Given information:

..............................

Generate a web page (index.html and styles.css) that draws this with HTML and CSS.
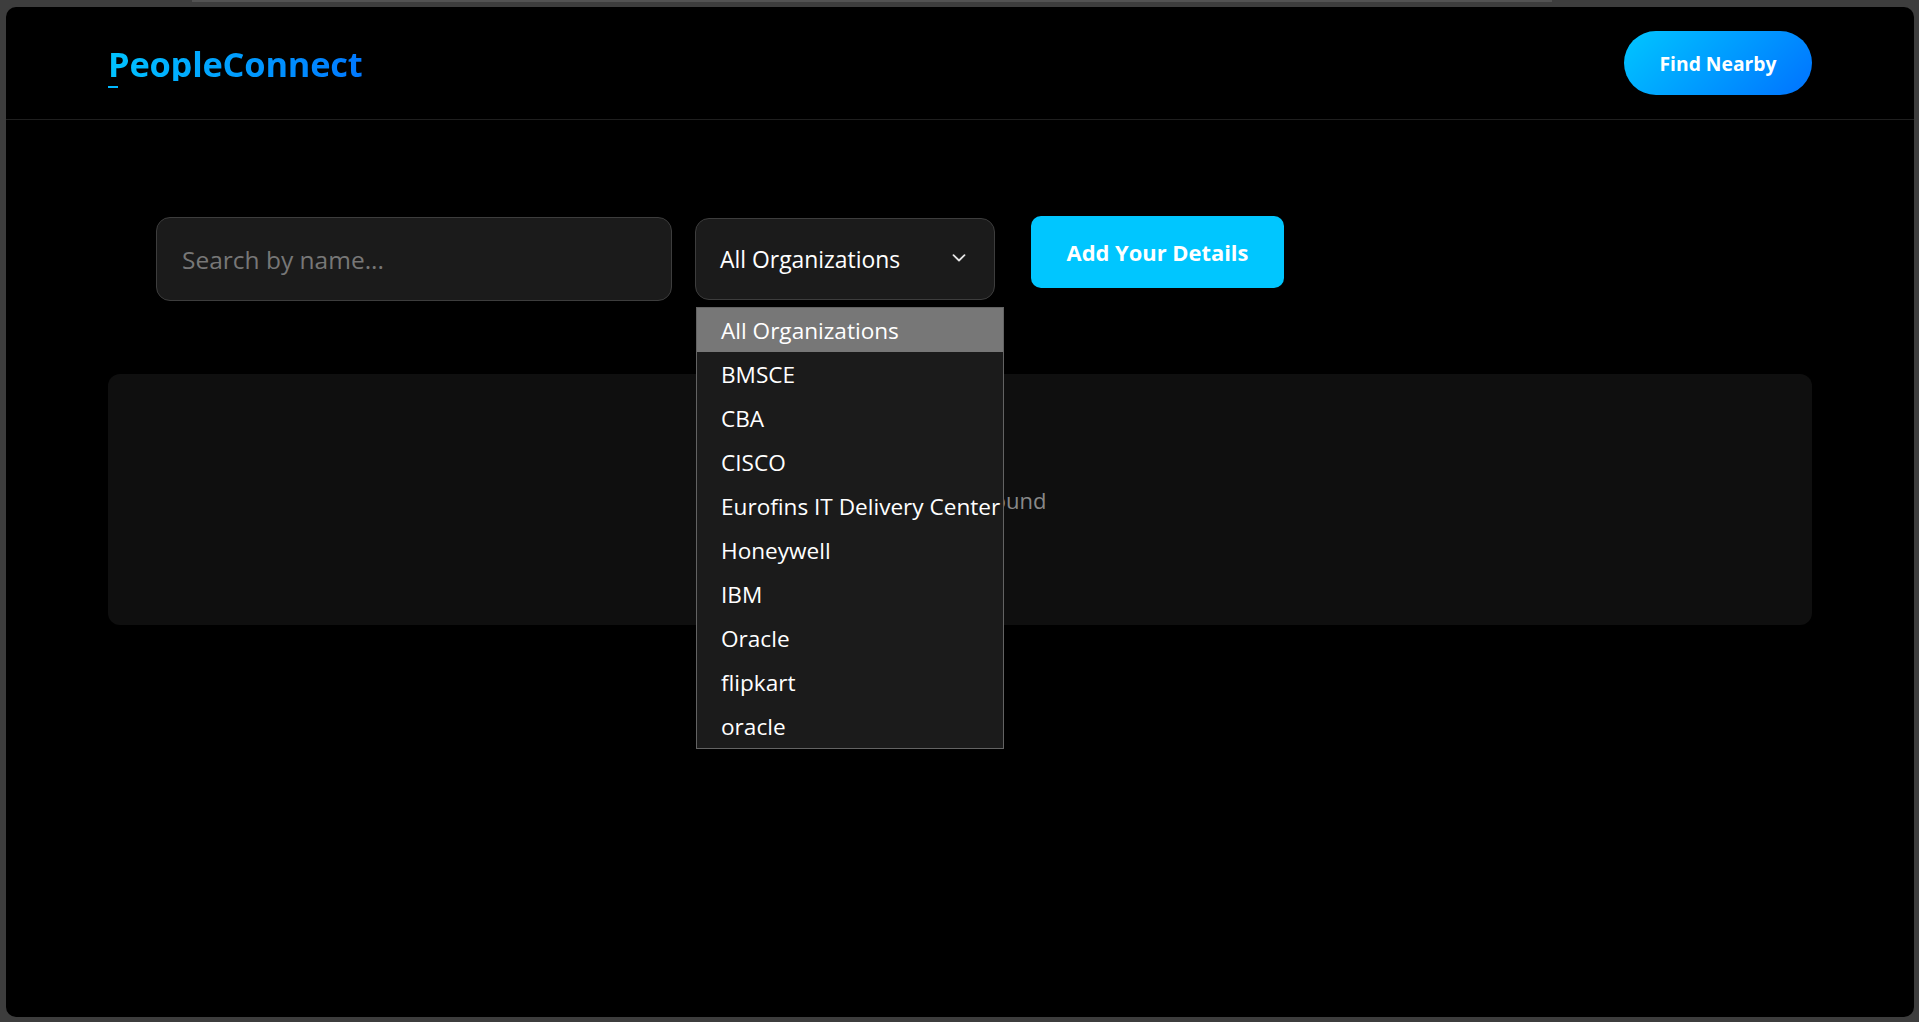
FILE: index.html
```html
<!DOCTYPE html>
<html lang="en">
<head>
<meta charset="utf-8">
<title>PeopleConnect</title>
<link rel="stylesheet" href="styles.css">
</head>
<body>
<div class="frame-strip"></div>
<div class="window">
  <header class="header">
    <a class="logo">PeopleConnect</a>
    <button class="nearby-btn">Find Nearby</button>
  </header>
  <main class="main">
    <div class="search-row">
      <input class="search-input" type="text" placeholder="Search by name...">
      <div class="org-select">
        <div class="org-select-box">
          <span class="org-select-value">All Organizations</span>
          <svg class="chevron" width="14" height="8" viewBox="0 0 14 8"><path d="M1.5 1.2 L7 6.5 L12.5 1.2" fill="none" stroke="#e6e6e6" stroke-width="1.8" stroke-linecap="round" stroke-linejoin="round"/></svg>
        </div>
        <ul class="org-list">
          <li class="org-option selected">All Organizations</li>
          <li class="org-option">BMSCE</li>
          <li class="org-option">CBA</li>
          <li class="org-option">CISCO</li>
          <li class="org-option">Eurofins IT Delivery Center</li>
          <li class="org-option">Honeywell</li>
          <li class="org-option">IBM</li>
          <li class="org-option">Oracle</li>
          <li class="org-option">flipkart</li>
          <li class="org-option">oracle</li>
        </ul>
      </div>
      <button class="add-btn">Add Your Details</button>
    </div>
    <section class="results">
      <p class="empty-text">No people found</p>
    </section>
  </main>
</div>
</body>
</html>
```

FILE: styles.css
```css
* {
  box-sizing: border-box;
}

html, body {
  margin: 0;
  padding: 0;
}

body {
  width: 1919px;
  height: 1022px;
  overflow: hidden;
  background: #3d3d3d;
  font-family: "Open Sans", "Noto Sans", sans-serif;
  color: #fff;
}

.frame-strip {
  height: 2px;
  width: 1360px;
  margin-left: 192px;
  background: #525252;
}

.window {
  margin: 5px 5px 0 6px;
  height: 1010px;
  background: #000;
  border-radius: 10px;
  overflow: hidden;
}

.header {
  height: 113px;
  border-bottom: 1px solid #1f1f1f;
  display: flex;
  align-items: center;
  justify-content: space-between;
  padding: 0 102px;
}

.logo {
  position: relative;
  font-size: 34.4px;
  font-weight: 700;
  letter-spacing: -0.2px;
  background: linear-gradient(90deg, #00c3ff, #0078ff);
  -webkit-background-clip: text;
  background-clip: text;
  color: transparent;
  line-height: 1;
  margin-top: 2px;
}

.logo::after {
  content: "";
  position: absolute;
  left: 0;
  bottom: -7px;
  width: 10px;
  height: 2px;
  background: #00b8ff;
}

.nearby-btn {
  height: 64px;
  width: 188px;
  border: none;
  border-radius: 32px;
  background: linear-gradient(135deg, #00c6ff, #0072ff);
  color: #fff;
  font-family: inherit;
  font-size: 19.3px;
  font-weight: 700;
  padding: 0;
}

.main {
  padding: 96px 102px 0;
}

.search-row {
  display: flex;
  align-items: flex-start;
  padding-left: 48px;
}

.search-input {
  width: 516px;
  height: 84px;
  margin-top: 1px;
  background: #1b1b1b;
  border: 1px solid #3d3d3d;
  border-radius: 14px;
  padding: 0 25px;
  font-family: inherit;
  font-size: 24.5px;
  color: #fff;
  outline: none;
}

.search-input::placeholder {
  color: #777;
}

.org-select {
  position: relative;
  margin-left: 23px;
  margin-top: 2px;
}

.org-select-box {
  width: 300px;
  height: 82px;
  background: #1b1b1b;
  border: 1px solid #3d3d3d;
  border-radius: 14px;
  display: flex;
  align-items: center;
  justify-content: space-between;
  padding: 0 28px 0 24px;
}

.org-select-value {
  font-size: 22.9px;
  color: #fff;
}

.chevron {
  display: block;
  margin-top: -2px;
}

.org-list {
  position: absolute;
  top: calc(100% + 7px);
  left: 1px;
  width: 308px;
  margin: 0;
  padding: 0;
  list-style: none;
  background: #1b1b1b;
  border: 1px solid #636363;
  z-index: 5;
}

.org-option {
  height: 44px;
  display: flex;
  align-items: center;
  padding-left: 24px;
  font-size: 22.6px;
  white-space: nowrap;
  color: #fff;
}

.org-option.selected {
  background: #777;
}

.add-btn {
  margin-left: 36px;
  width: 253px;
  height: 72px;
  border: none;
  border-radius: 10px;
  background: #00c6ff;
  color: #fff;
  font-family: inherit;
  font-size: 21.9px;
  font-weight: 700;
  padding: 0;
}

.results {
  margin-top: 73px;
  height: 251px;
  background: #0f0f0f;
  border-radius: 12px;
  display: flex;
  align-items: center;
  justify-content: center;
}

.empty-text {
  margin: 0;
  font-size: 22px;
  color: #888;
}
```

..............................

Exercise prompt: Without the pictures, copy the material exactly as given.

Solution:
Generate a web page (index.html and styles.css) that draws this with HTML and CSS.
FILE: index.html
```html
<!DOCTYPE html>
<html lang="en">
<head>
<meta charset="utf-8">
<title>PeopleConnect</title>
<link rel="stylesheet" href="styles.css">
</head>
<body>
<div class="frame-strip"></div>
<div class="window">
  <header class="header">
    <a class="logo">PeopleConnect</a>
    <button class="nearby-btn">Find Nearby</button>
  </header>
  <main class="main">
    <div class="search-row">
      <input class="search-input" type="text" placeholder="Search by name...">
      <div class="org-select">
        <div class="org-select-box">
          <span class="org-select-value">All Organizations</span>
          <svg class="chevron" width="14" height="8" viewBox="0 0 14 8"><path d="M1.5 1.2 L7 6.5 L12.5 1.2" fill="none" stroke="#e6e6e6" stroke-width="1.8" stroke-linecap="round" stroke-linejoin="round"/></svg>
        </div>
        <ul class="org-list">
          <li class="org-option selected">All Organizations</li>
          <li class="org-option">BMSCE</li>
          <li class="org-option">CBA</li>
          <li class="org-option">CISCO</li>
          <li class="org-option">Eurofins IT Delivery Center</li>
          <li class="org-option">Honeywell</li>
          <li class="org-option">IBM</li>
          <li class="org-option">Oracle</li>
          <li class="org-option">flipkart</li>
          <li class="org-option">oracle</li>
        </ul>
      </div>
      <button class="add-btn">Add Your Details</button>
    </div>
    <section class="results">
      <p class="empty-text">No people found</p>
    </section>
  </main>
</div>
</body>
</html>
```

FILE: styles.css
```css
* {
  box-sizing: border-box;
}

html, body {
  margin: 0;
  padding: 0;
}

body {
  width: 1919px;
  height: 1022px;
  overflow: hidden;
  background: #3d3d3d;
  font-family: "Open Sans", "Noto Sans", sans-serif;
  color: #fff;
}

.frame-strip {
  height: 2px;
  width: 1360px;
  margin-left: 192px;
  background: #525252;
}

.window {
  margin: 5px 5px 0 6px;
  height: 1010px;
  background: #000;
  border-radius: 10px;
  overflow: hidden;
}

.header {
  height: 113px;
  border-bottom: 1px solid #1f1f1f;
  display: flex;
  align-items: center;
  justify-content: space-between;
  padding: 0 102px;
}

.logo {
  position: relative;
  font-size: 34.4px;
  font-weight: 700;
  letter-spacing: -0.2px;
  background: linear-gradient(90deg, #00c3ff, #0078ff);
  -webkit-background-clip: text;
  background-clip: text;
  color: transparent;
  line-height: 1;
  margin-top: 2px;
}

.logo::after {
  content: "";
  position: absolute;
  left: 0;
  bottom: -7px;
  width: 10px;
  height: 2px;
  background: #00b8ff;
}

.nearby-btn {
  height: 64px;
  width: 188px;
  border: none;
  border-radius: 32px;
  background: linear-gradient(135deg, #00c6ff, #0072ff);
  color: #fff;
  font-family: inherit;
  font-size: 19.3px;
  font-weight: 700;
  padding: 0;
}

.main {
  padding: 96px 102px 0;
}

.search-row {
  display: flex;
  align-items: flex-start;
  padding-left: 48px;
}

.search-input {
  width: 516px;
  height: 84px;
  margin-top: 1px;
  background: #1b1b1b;
  border: 1px solid #3d3d3d;
  border-radius: 14px;
  padding: 0 25px;
  font-family: inherit;
  font-size: 24.5px;
  color: #fff;
  outline: none;
}

.search-input::placeholder {
  color: #777;
}

.org-select {
  position: relative;
  margin-left: 23px;
  margin-top: 2px;
}

.org-select-box {
  width: 300px;
  height: 82px;
  background: #1b1b1b;
  border: 1px solid #3d3d3d;
  border-radius: 14px;
  display: flex;
  align-items: center;
  justify-content: space-between;
  padding: 0 28px 0 24px;
}

.org-select-value {
  font-size: 22.9px;
  color: #fff;
}

.chevron {
  display: block;
  margin-top: -2px;
}

.org-list {
  position: absolute;
  top: calc(100% + 7px);
  left: 1px;
  width: 308px;
  margin: 0;
  padding: 0;
  list-style: none;
  background: #1b1b1b;
  border: 1px solid #636363;
  z-index: 5;
}

.org-option {
  height: 44px;
  display: flex;
  align-items: center;
  padding-left: 24px;
  font-size: 22.6px;
  white-space: nowrap;
  color: #fff;
}

.org-option.selected {
  background: #777;
}

.add-btn {
  margin-left: 36px;
  width: 253px;
  height: 72px;
  border: none;
  border-radius: 10px;
  background: #00c6ff;
  color: #fff;
  font-family: inherit;
  font-size: 21.9px;
  font-weight: 700;
  padding: 0;
}

.results {
  margin-top: 73px;
  height: 251px;
  background: #0f0f0f;
  border-radius: 12px;
  display: flex;
  align-items: center;
  justify-content: center;
}

.empty-text {
  margin: 0;
  font-size: 22px;
  color: #888;
}
```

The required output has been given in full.